The broken and the poor

Don’t tell me life is roses and sweet cream on peaches,

Don’t tell me I can just look up to the sky and pick up the pieces,

I’m useless…

I’ve been there, at the darkest hour, head held low in the shower,

Water trickling down my spine, I am there for the pain to devour.

Don’t tell me to put on a smile and pretend I know what game we are in,

You mumble about God and how feeling pain is a sin…

How I am ungrateful and careless, selfish to the core,

I just know there is no cure for the broken and the poor.

 

 

 

 

 

 

Flawed machine

They said, take this,

It will make your problems go away…

I took their word and took the pills without a say.

Fast forward ten years later,

and six pills to hold me up a day,

I still go through pits of fire to keep anxieties at bay.

One pill for the morning, one to help you sleep at night,

I don’t know what I’m holding,

My hands are empty, I could not keep up the fight.

One during the day, one in the afternoon,

It keeps you sane, what do you have to lose?

And if I try to quit, the demons come right back…

Can’t control emotions, too quick to snap.

It’s all a downword spiral, nothing like you’ve ever seen,

All because the brain is a fucked up, flawed machine.

 

 

 

 

От нас почти ничего не осталось…

A poem I wrote in Russian


От нас уже почти ничего не осталось,

Только боль и отголоски прошлого в дали,

Смеха искреннего и счастья так мало,

Все отдаем то, что нам нужно самим.

 

И закровоточат столетние раны,

Когда землю покроет листва,

Когда город окутан туманом,

На душе только горечь, тоска…

 

И когда в воздухе застынет крик,

Больной, истерзанной души,

Мы обернемся назад и поймем,

Что в этой боли виновны лишь мы…

 

 

Weakling

I am weak-willed. I am weak before temptations and I am weak before God. I say I am this one thing that I would love to be, this imaginary person that I have not yet become because of my weakness. I’m supposed to be this old soul that doesn’t do anything bad  but then I turn around and do all these bad things. I say: Oh, I don’t smoke or drink at all (that is ideally what I would love to achieve in this life) but then I go and smoke or have a drink and then I am ashamed of myself because I didn’t live up to what I said I was. Time and time again I try and teach myself all these things like patience and self-control, but the more I try the more I fail.
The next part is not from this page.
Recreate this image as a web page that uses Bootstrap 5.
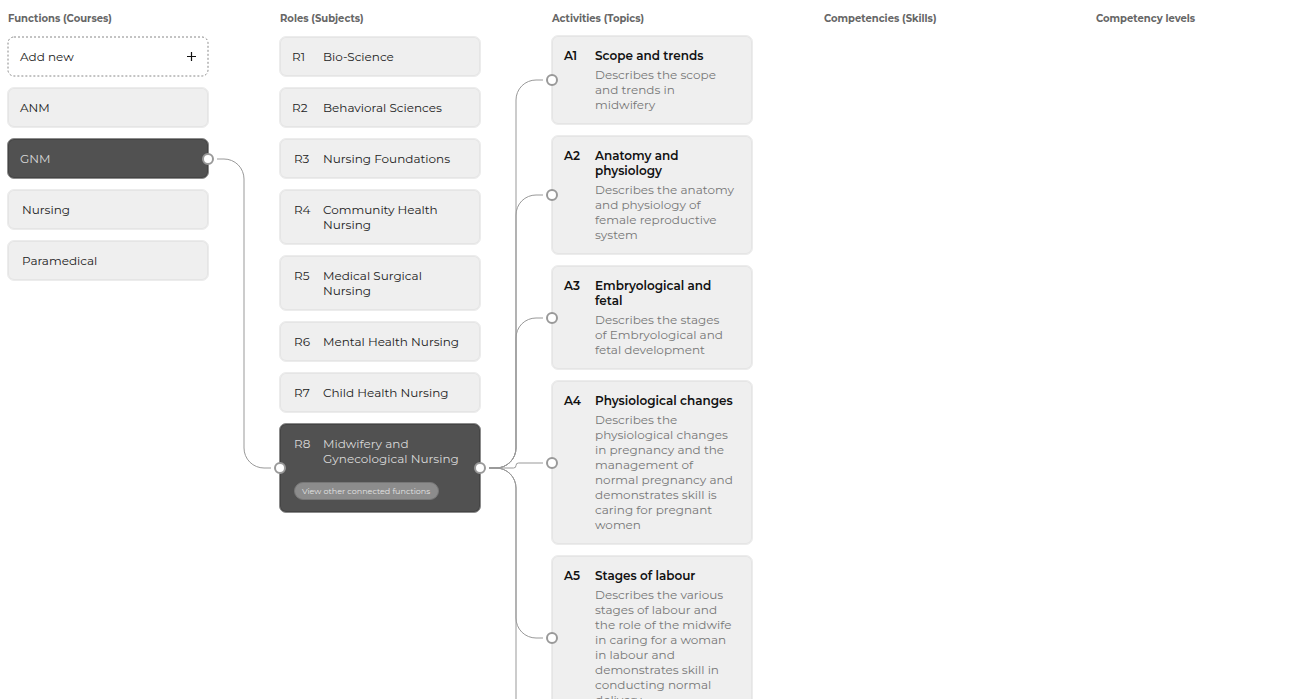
<!DOCTYPE html>
<html lang="en">
<head>
<meta charset="utf-8">
<meta name="viewport" content="width=device-width, initial-scale=1">
<title>Functions and roles</title>
<link href="https://cdn.jsdelivr.net/npm/bootstrap@5.3.0/dist/css/bootstrap.min.css" rel="stylesheet">
<style>
  body { font-family: Montserrat, Inter, sans-serif; font-size: 12px; line-height: 15px; color: #222; background: #fff; }
  .board { height: 100vh; padding: 11px 0 0 7px; gap: 70px; }
  .lane { flex: 0 0 202px; gap: 10px; }
  .lane-title { font-size: 10px; line-height: 15px; font-weight: 700; color: #666; padding-left: 1px; margin: 0; white-space: nowrap; }
  .lane-topics .lane-title { margin-bottom: -1px; }
  .node { position: relative; display: block; width: 100%; padding: 12px; border: 1px solid #ececec; border-radius: 7px; background: #efefef; box-shadow: inset 0 0 0 1px #e5e5e5; color: inherit; text-align: left; }
  .node-active { background: #515151; border-color: #8c8c8c; box-shadow: inset 0 0 0 1px #444; color: #d8d8d8; }
  .node-new { background: transparent; border-color: transparent; box-shadow: none; }
  .node-new .outline { position: absolute; inset: -1px; width: calc(100% + 2px); height: calc(100% + 2px); }
  .node-new rect { x: 1px; y: 1px; width: calc(100% - 2px); height: calc(100% - 2px); }
  .node-new { padding-right: 11px; }
  .inset { padding-left: 14px; }
  .code { flex: 0 0 31px; }
  .inset .code { flex-basis: 29px; }
  .label { white-space: nowrap; }
  .strong { font-weight: 600; color: #111; }
  .about { margin-top: 4px; color: #777; }
  .pill { display: block; height: 18px; margin-top: 16px; padding: 0 8px 0 7px; border: 1px solid #777; border-radius: 9px; background: #8c8c8c; color: #e4e4e4; font-size: 8px; line-height: 16px; white-space: nowrap; }
  .port { position: absolute; top: 50%; width: 12px; height: 12px; margin-top: -6px; border: 2px solid #999; border-radius: 50%; background: #fff; }
  .port-in { left: -6px; }
  .port-out { right: -6px; }
  .links { position: absolute; top: 0; left: 0; width: 100%; height: 100%; pointer-events: none; }
</style>
</head>
<body>
<main class="board d-flex align-items-start position-relative overflow-hidden">
  <svg class="links" fill="none" stroke="#999" aria-hidden="true">
    <path d="M217 159H224A20 20 0 0 1 244 179V448A20 20 0 0 0 264 468H271"/>
    <path d="M489 468H496A20 20 0 0 0 516 448V100A20 20 0 0 1 536 80H543"/>
    <path d="M489 468H496A20 20 0 0 0 516 448V215A20 20 0 0 1 536 195H543"/>
    <path d="M489 468H496A20 20 0 0 0 516 448V338A20 20 0 0 1 536 318H543"/>
    <path d="M489 468H513.5A2.5 2.5 0 0 0 516 465.5A2.5 2.5 0 0 1 518.5 463H543"/>
    <path d="M489 468H496A20 20 0 0 1 516 488V618A20 20 0 0 0 536 638H543"/>
    <path d="M489 468H496A20 20 0 0 1 516 488V2000"/>
  </svg>

  <section class="lane d-flex flex-column">
    <h2 class="lane-title">Functions (Courses)</h2>
    <button type="button" class="node node-new">
      <svg class="outline" fill="none" stroke="#888" stroke-dasharray="2 2" aria-hidden="true"><rect rx="6"/></svg>
      <span class="d-flex justify-content-between align-items-center">Add new
        <svg width="11" height="11" viewBox="0 0 11 11" stroke="#111" stroke-width="1.2" aria-hidden="true"><path d="M1 5.5H10M5.5 1V10"/></svg>
      </span>
    </button>
    <button type="button" class="node">ANM</button>
    <button type="button" class="node node-active">GNM<span class="port port-out"></span></button>
    <button type="button" class="node inset">Nursing</button>
    <button type="button" class="node inset">Paramedical</button>
  </section>

  <section class="lane d-flex flex-column">
    <h2 class="lane-title">Roles (Subjects)</h2>
    <button type="button" class="node"><span class="d-flex"><span class="code">R1</span><span class="label">Bio-Science</span></span></button>
    <button type="button" class="node"><span class="d-flex"><span class="code">R2</span><span class="label">Behavioral Sciences</span></span></button>
    <button type="button" class="node inset"><span class="d-flex"><span class="code">R3</span><span class="label">Nursing Foundations</span></span></button>
    <button type="button" class="node inset"><span class="d-flex"><span class="code">R4</span><span class="label">Community Health<br>Nursing</span></span></button>
    <button type="button" class="node inset"><span class="d-flex"><span class="code">R5</span><span class="label">Medical Surgical<br>Nursing</span></span></button>
    <button type="button" class="node inset"><span class="d-flex"><span class="code">R6</span><span class="label">Mental Health Nursing</span></span></button>
    <button type="button" class="node inset"><span class="d-flex"><span class="code">R7</span><span class="label">Child Health Nursing</span></span></button>
    <div class="node node-active inset">
      <div class="d-flex"><span class="code">R8</span><span class="label">Midwifery and<br>Gynecological Nursing</span></div>
      <button type="button" class="pill">View other connected functions</button>
      <span class="port port-in"></span><span class="port port-out"></span>
    </div>
  </section>

  <section class="lane lane-topics d-flex flex-column">
    <h2 class="lane-title">Activities (Topics)</h2>
    <article class="node d-flex">
      <span class="code strong">A1</span>
      <div class="label"><div class="strong">Scope and trends</div><div class="about">Describes the scope<br>and trends in<br>midwifery</div></div>
      <span class="port port-in"></span>
    </article>
    <article class="node d-flex">
      <span class="code strong">A2</span>
      <div class="label"><div class="strong">Anatomy and<br>physiology</div><div class="about">Describes the anatomy<br>and physiology of<br>female reproductive<br>system</div></div>
      <span class="port port-in"></span>
    </article>
    <article class="node d-flex">
      <span class="code strong">A3</span>
      <div class="label"><div class="strong">Embryological and<br>fetal</div><div class="about">Describes the stages<br>of Embryological and<br>fetal development</div></div>
      <span class="port port-in"></span>
    </article>
    <article class="node d-flex">
      <span class="code strong">A4</span>
      <div class="label"><div class="strong">Physiological changes</div><div class="about">Describes the<br>physiological changes<br>in pregnancy and the<br>management of<br>normal pregnancy and<br>demonstrates skill is<br>caring for pregnant<br>women</div></div>
      <span class="port port-in"></span>
    </article>
    <article class="node d-flex">
      <span class="code strong">A5</span>
      <div class="label"><div class="strong">Stages of labour</div><div class="about">Describes the various<br>stages of labour and<br>the role of the midwife<br>in caring for a woman<br>in labour and<br>demonstrates skill in<br>conducting normal<br>delivery</div></div>
      <span class="port port-in"></span>
    </article>
  </section>

  <section class="lane"><h2 class="lane-title">Competencies (Skills)</h2></section>
  <section class="lane"><h2 class="lane-title">Competency levels</h2></section>
</main>
<script src="https://cdn.jsdelivr.net/npm/bootstrap@5.3.0/dist/js/bootstrap.bundle.min.js"></script>
</body>
</html>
Countless books have been read on all types of philosophies and spiritual practices and it hasn’t helped me at all. I find myself failing at everything I try to do with myself, my spirit. I pick up meditation and try to incorporate some spiritual practices in my life and my emotional state gets worse, after I meditate I find myself being more irritated and snap more easily as opposed to when I do not meditate.
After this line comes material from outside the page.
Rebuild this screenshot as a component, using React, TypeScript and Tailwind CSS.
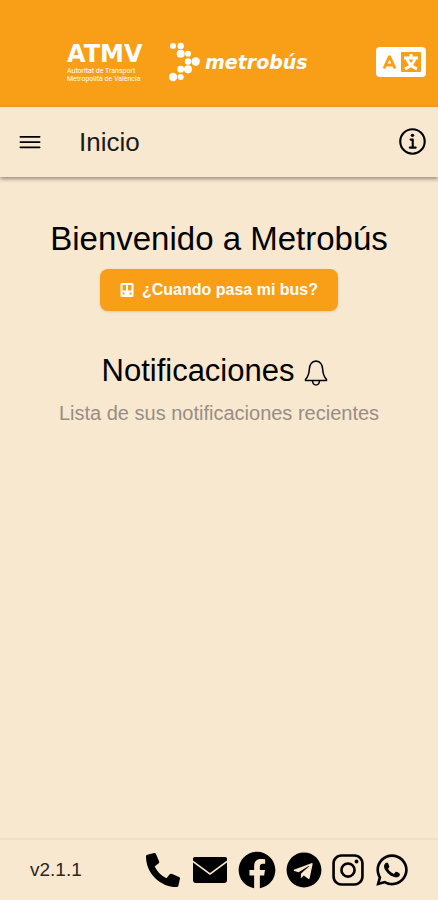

All these mandalas and mantras and meditations attract me so much, like a beautifully wrapped candy bar but then I realize that I’m just a mere human being with a lot of weaknesses and it is impossible for me to just be this perfect human being.

It is painfully hard when you live your life solely because of someone else, and do things because of someone else. I stopped smoking because I thought my parents would be proud of me, I bought expensive clothes because I wanted the approval of my brother, I put unrealistic standards on myself that I couldn’t keep up with.

Moral of the story is, if you are not doing something because of you and you do it for someone else, you are ultimately setting yourself up for failure. You have to have this strong will to do something for you and only you, not thinking about how it would impact others or what others would think.